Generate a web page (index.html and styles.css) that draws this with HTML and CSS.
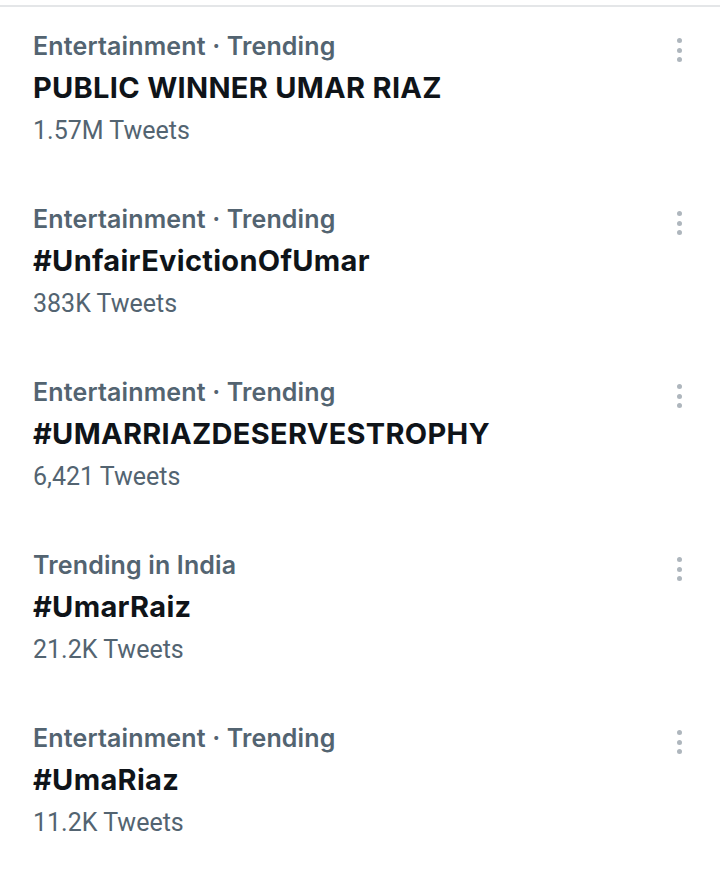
FILE: index.html
```html
<!DOCTYPE html>
<html>
<head>
<meta charset="utf-8">
<link rel="stylesheet" href="styles.css">
</head>
<body>
<div class="list">
  <div class="trend">
    <div class="text">
      <div class="cat">Entertainment · Trending</div>
      <div class="title">PUBLIC WINNER UMAR RIAZ</div>
      <div class="count">1.57M Tweets</div>
    </div>
    <div class="more"><span></span><span></span><span></span></div>
  </div>
  <div class="trend">
    <div class="text">
      <div class="cat">Entertainment · Trending</div>
      <div class="title">#UnfairEvictionOfUmar</div>
      <div class="count">383K Tweets</div>
    </div>
    <div class="more"><span></span><span></span><span></span></div>
  </div>
  <div class="trend">
    <div class="text">
      <div class="cat">Entertainment · Trending</div>
      <div class="title">#UMARRIAZDESERVESTROPHY</div>
      <div class="count">6,421 Tweets</div>
    </div>
    <div class="more"><span></span><span></span><span></span></div>
  </div>
  <div class="trend">
    <div class="text">
      <div class="cat">Trending in India</div>
      <div class="title">#UmarRaiz</div>
      <div class="count">21.2K Tweets</div>
    </div>
    <div class="more"><span></span><span></span><span></span></div>
  </div>
  <div class="trend">
    <div class="text">
      <div class="cat">Entertainment · Trending</div>
      <div class="title">#UmaRiaz</div>
      <div class="count">11.2K Tweets</div>
    </div>
    <div class="more"><span></span><span></span><span></span></div>
  </div>
</div>
</body>
</html>
```
FILE: styles.css
```css
html, body {
  margin: 0;
  padding: 0;
  background: #ffffff;
}
.list {
  margin-top: 5px;
  border-top: 2px solid #e4e6e8;
  width: 720px;
}
.trend {
  display: flex;
  justify-content: space-between;
  padding: 24px 0 34px 33px;
}
.text {
  display: flex;
  flex-direction: column;
}
.cat {
  font-family: Inter, "Liberation Sans", sans-serif;
  font-weight: 600;
  font-size: 25px;
  line-height: 30px;
  letter-spacing: 0.15px;
  color: #536471;
}
.title {
  font-family: Inter, "Liberation Sans", sans-serif;
  font-weight: 700;
  font-size: 29px;
  line-height: 36px;
  letter-spacing: 0.3px;
  margin-top: 9px;
  color: #0f1419;
}
.count {
  font-family: Roboto, "Liberation Sans", sans-serif;
  font-size: 25px;
  line-height: 30px;
  margin-top: 10px;
  color: #536471;
}
.more {
  display: flex;
  flex-direction: column;
  gap: 4.5px;
  padding-top: 7px;
  margin-right: 38px;
}
.more span {
  width: 5px;
  height: 5px;
  border-radius: 50%;
  background: #aeb6bd;
}
```
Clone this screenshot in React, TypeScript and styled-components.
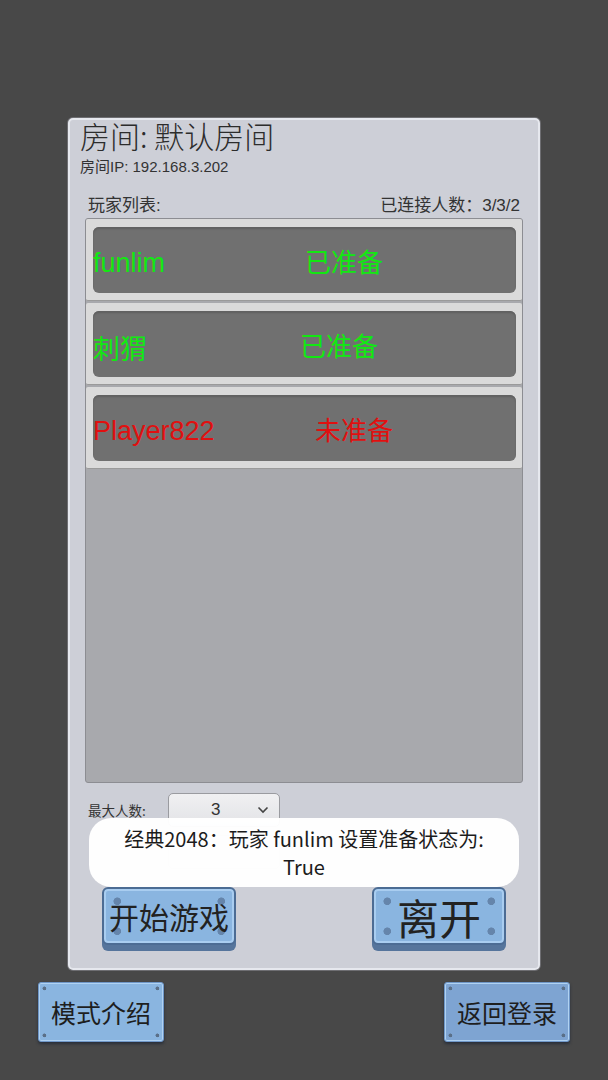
import React from "react";
import styled, { createGlobalStyle } from "styled-components";

const Global = createGlobalStyle`
  html, body { margin: 0; padding: 0; background: #484848; }
  body { font-family: "Noto Sans CJK SC", "Noto Sans", sans-serif; }
`;

const Page = styled.div`
  width: 608px;
  height: 1080px;
  background: #484848;
  display: flex;
  flex-direction: column;
  padding-top: 118px;
  box-sizing: border-box;
`;

const Panel = styled.div`
  position: relative;
  margin-left: 68px;
  width: 472px;
  height: 852px;
  box-sizing: border-box;
  background: #cdcfd7;
  border: 2px solid #e6e8ee;
  border-radius: 5px;
  box-shadow: 0 0 0 1px #6e6e72;
  padding: 0 0 0 10px;
  display: flex;
  flex-direction: column;
`;

const Title = styled.div`
  font-size: 30px;
  line-height: 36px;
  margin-top: -3px;
  color: #2c2c2c;
  font-weight: 300;
`;

const IpLine = styled.div`
  font-size: 15px;
  line-height: 18px;
  color: #333;
  margin-top: 5px;
  font-family: "Liberation Sans", "Noto Sans CJK SC", sans-serif;
`;

const HeaderRow = styled.div`
  display: flex;
  justify-content: space-between;
  width: 440px;
  margin-top: 19px;
  padding-left: 8px;
  box-sizing: border-box;
  font-size: 17px;
  line-height: 22px;
  color: #333;
  font-family: "Liberation Sans", "Noto Sans CJK SC", sans-serif;
`;

const List = styled.div`
  margin-top: 1px;
  margin-left: 5px;
  width: 438px;
  height: 565px;
  box-sizing: border-box;
  background: #a8a9ad;
  border: 1px solid #8c8d92;
  border-radius: 3px;
  display: flex;
  flex-direction: column;
  gap: 2px;
`;

const Row = styled.div`
  height: 82px;
  box-sizing: border-box;
  background: #dadada;
  border-bottom: 1px solid #9a9a9a;
  border-radius: 2px;
  padding: 8px 6px 7px 7px;
  display: flex;
`;

const RowInner = styled.div`
  flex: 1;
  background: #707070;
  border-radius: 6px;
  display: flex;
  align-items: center;
  font-size: 26px;
  box-shadow: inset 0 2px 2px #606060;
`;

const Name = styled.span<{ $ready: boolean }>`
  width: 200px;
  color: ${(p) => (p.$ready ? "#12e812" : "#e01010")};
  font-family: "Liberation Sans", "Noto Sans CJK SC", sans-serif;
  font-size: 27px;
  padding-top: 6px;
`;

const Status = styled.span<{ $ready: boolean; $shift: number }>`
  margin-left: ${(p) => p.$shift}px;
  color: ${(p) => (p.$ready ? "#12e812" : "#e01010")};
`;

const OptionRow = styled.div`
  display: flex;
  align-items: center;
  margin-top: 10px;
  height: 34px;
  padding-left: 8px;
`;

const OptionLabel = styled.span`
  width: 80px;
  font-size: 13.5px;
  color: #333;
`;

const Select = styled.div`
  width: 112px;
  height: 34px;
  box-sizing: border-box;
  border: 1px solid #9a9ba0;
  border-radius: 5px;
  background: linear-gradient(#f0f0f2, #e2e3e6);
  display: flex;
  align-items: center;
  font-size: 17px;
  color: #333;
  padding-left: 42px;
  padding-right: 10px;
  justify-content: space-between;
  font-family: "Liberation Sans", sans-serif;
`;

const HiddenRow = styled(OptionRow)`
  margin-top: 8px;
  opacity: 0.5;
`;

const ToastBox = styled.div`
  position: absolute;
  left: 19px;
  top: 698px;
  width: 430px;
  height: 69px;
  box-sizing: border-box;
  background: rgba(255, 255, 255, 0.97);
  border-radius: 22px;
  display: flex;
  flex-direction: column;
  align-items: center;
  justify-content: center;
  font-size: 20px;
  line-height: 28px;
  color: #1c1c1c;
`;

const ButtonRow = styled.div`
  display: flex;
  justify-content: space-between;
  width: 404px;
  margin-left: 22px;
  margin-top: 18px;
`;

const screws = (c: string, r: number, x: number, y: number) => {
  const g = `radial-gradient(circle, ${c} 0 ${r}px, transparent ${r + 0.6}px)`;
  const s = `${r * 3}px ${r * 3}px no-repeat`;
  return `
    ${g} left ${x}px top ${y}px / ${s},
    ${g} right ${x}px top ${y}px / ${s},
    ${g} left ${x}px bottom ${y}px / ${s},
    ${g} right ${x}px bottom ${y}px / ${s}`;
};

const Plate = styled.div<{ $w: number; $h: number; $size: number; $tone?: string }>`
  width: ${(p) => p.$w}px;
  height: ${(p) => p.$h}px;
  box-sizing: border-box;
  display: flex;
  align-items: center;
  justify-content: center;
  color: #222;
  font-size: ${(p) => p.$size}px;
  border-radius: 6px;
  border: 2px solid #4c6c94;
  background: ${screws("#6585ab", 3.5, 8, 7)}, ${(p) => p.$tone ?? "#8ab5e0"};
  box-shadow: inset 0 0 0 2px #a9cdf0, 0 6px 0 #56759c;
`;

const SmallPlate = styled.div<{ $tone?: string }>`
  width: 126px;
  height: 60px;
  box-sizing: border-box;
  display: flex;
  align-items: center;
  justify-content: center;
  color: #1e1e1e;
  font-size: 25px;
  border: 1px solid #6f97c8;
  border-radius: 3px;
  background: ${screws("#5a6f88", 1.6, 3, 3)}, ${(p) => p.$tone ?? "#8ab5e0"};
  box-shadow: inset 0 0 0 1px #b0d2f2, 0 2px 3px rgba(20, 30, 50, 0.6);
`;

const BottomRow = styled.div`
  display: flex;
  justify-content: space-between;
  padding: 0 38px;
  margin-top: 12px;
`;

const Chevron = () => (
  <svg width="12" height="8" viewBox="0 0 12 8">
    <path d="M1.5 1.5 L6 6 L10.5 1.5" stroke="#444" strokeWidth="1.6" fill="none" />
  </svg>
);

const players = [
  { name: "funlim", ready: true, shift: 12 },
  { name: "刺猬", ready: true, shift: 7 },
  { name: "Player822", ready: false, shift: 22 },
];

export default function App() {
  return (
    <>
      <Global />
      <Page>
        <Panel>
          <Title>房间: 默认房间</Title>
          <IpLine>房间IP: 192.168.3.202</IpLine>
          <HeaderRow>
            <span>玩家列表:</span>
            <span>已连接人数：3/3/2</span>
          </HeaderRow>
          <List>
            {players.map((p) => (
              <Row key={p.name}>
                <RowInner>
                  <Name $ready={p.ready}>{p.name}</Name>
                  <Status $ready={p.ready} $shift={p.shift}>
                    {p.ready ? "已准备" : "未准备"}
                  </Status>
                </RowInner>
              </Row>
            ))}
          </List>
          <OptionRow>
            <OptionLabel>最大人数:</OptionLabel>
            <Select>
              <span>3</span>
              <Chevron />
            </Select>
          </OptionRow>
          <HiddenRow>
            <OptionLabel />
            <Select />
          </HiddenRow>
          <ButtonRow>
            <Plate $w={134} $h={58} $size={30}>开始游戏</Plate>
            <Plate $w={134} $h={58} $size={42}>离开</Plate>
          </ButtonRow>
          <ToastBox>
            <div>经典2048：玩家 funlim 设置准备状态为:</div>
            <div>True</div>
          </ToastBox>
        </Panel>
        <BottomRow>
          <SmallPlate>模式介绍</SmallPlate>
          <SmallPlate $tone="#7ea4d2">返回登录</SmallPlate>
        </BottomRow>
      </Page>
    </>
  );
}
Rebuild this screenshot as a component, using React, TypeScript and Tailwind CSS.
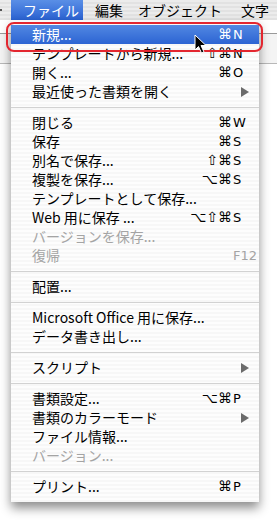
type Item = {
  label: string;
  mods?: string;
  keyName?: string;
  submenu?: boolean;
  disabled?: boolean;
  active?: boolean;
};

type Entry = Item | 'sep';

const entries: Entry[] = [
  { label: '新規...', mods: '⌘', keyName: 'N', active: true },
  { label: 'テンプレートから新規...', mods: '⇧⌘', keyName: 'N' },
  { label: '開く...', mods: '⌘', keyName: 'O' },
  { label: '最近使った書類を開く', submenu: true },
  'sep',
  { label: '閉じる', mods: '⌘', keyName: 'W' },
  { label: '保存', mods: '⌘', keyName: 'S' },
  { label: '別名で保存...', mods: '⇧⌘', keyName: 'S' },
  { label: '複製を保存...', mods: '⌥⌘', keyName: 'S' },
  { label: 'テンプレートとして保存...' },
  { label: 'Web 用に保存 ...', mods: '⌥⇧⌘', keyName: 'S' },
  { label: 'バージョンを保存...', disabled: true },
  { label: '復帰', keyName: 'F12', disabled: true },
  'sep',
  { label: '配置...' },
  'sep',
  { label: 'Microsoft Office 用に保存...' },
  { label: 'データ書き出し...' },
  'sep',
  { label: 'スクリプト', submenu: true },
  'sep',
  { label: '書類設定...', mods: '⌥⌘', keyName: 'P' },
  { label: '書類のカラーモード', submenu: true },
  { label: 'ファイル情報...' },
  { label: 'バージョン...', disabled: true },
  'sep',
  { label: 'プリント...', mods: '⌘', keyName: 'P' },
];

function MenuRow({ item }: { item: Item }) {
  const color = item.active
    ? 'text-white bg-[linear-gradient(#5288e2,#2c64d3)]'
    : item.disabled
      ? 'text-[#a4a4a4]'
      : 'text-black';
  return (
    <div className={`flex h-[19px] items-center pl-[21px] leading-[19px] ${color}`}>
      <span className="flex-1 whitespace-nowrap text-[14px]">{item.label}</span>
      <span className="whitespace-nowrap pr-[1px] font-['DejaVu_Sans'] text-[14px]">{item.mods}</span>
      <span className="w-[26px] whitespace-nowrap font-['DejaVu_Sans'] text-[13px]">
        {item.submenu ? (
          <svg width="8" height="10" viewBox="0 0 8 10" className="ml-[8px]">
            <path d="M0 0 L8 5 L0 10 Z" fill={item.active ? '#fff' : '#6b6b6b'} />
          </svg>
        ) : (
          item.keyName
        )}
      </span>
    </div>
  );
}

export default function App() {
  return (
    <div className="relative h-[521px] w-[277px] overflow-hidden bg-white font-['Noto_Sans_CJK_JP','Noto_Sans',sans-serif]">
      {/* menu bar */}
      <div className="flex h-[20px] items-center bg-[repeating-linear-gradient(#ececec_0px,#ececec_2px,#e2e2e2_2px,#e2e2e2_4px)] text-[14px] text-black">
        <div className="flex w-[11px] items-center">
          <span className="h-[2px] w-[2px] bg-[#555]"></span>
        </div>
        <div className="flex h-[20px] w-[72px] items-center bg-[linear-gradient(#5a8fe6,#2a62d2)] pl-[12px] text-white">
          ファイル
        </div>
        <span className="ml-[12px]">編集</span>
        <span className="ml-[15px]">オブジェクト</span>
        <span className="ml-[19px]">文字</span>
      </div>

      {/* window behind */}
      <div className="flex flex-col">
        <div className="h-[13px]"></div>
        <div className="h-[1px] bg-[#9a9a9a]"></div>
        <div className="h-[29px] bg-[#f4f4f4]"></div>
        <div className="h-[1px] bg-[#b8b8b8]"></div>
      </div>

      {/* dropdown menu */}
      <div className="absolute left-[11px] top-[20px] w-[248px] bg-[repeating-linear-gradient(#f7f7f7_0px,#f7f7f7_2px,#fdfdfd_2px,#fdfdfd_4px)] pb-[6px] pt-[5px] shadow-[0_6px_10px_rgba(0,0,0,0.45)]">
        {entries.map((e, i) =>
          e === 'sep' ? (
            <div key={i} className="flex h-[12px] items-center">
              <div className="h-[1px] w-full bg-[#d2d2d2]"></div>
            </div>
          ) : (
            <MenuRow key={i} item={e} />
          ),
        )}
      </div>

      {/* annotation ring */}
      <div className="absolute left-[6px] top-[22px] h-[30px] w-[257px] rounded-[8px] border-2 border-[#e3262f]"></div>

      {/* mouse cursor */}
      <svg className="absolute left-[194px] top-[34px]" width="14" height="22" viewBox="0 0 14 22">
        <path
          d="M1 1 L1 16 L4.5 12.5 L7.5 19 L10 18 L7 11.5 L12 11.5 Z"
          fill="#000"
          stroke="#fff"
          strokeWidth="1"
          strokeLinejoin="round"
        />
      </svg>
    </div>
  );
}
******************************
OBJECTIVE: Print everything from the line with "Rebuild this screenshot" down to the line with "type Entry = Item | 'sep';", both included, exactly as written and without the pictures.

ANSWER TO THE EXERCISE:
Rebuild this screenshot as a component, using React, TypeScript and Tailwind CSS.
type Item = {
  label: string;
  mods?: string;
  keyName?: string;
  submenu?: boolean;
  disabled?: boolean;
  active?: boolean;
};

type Entry = Item | 'sep';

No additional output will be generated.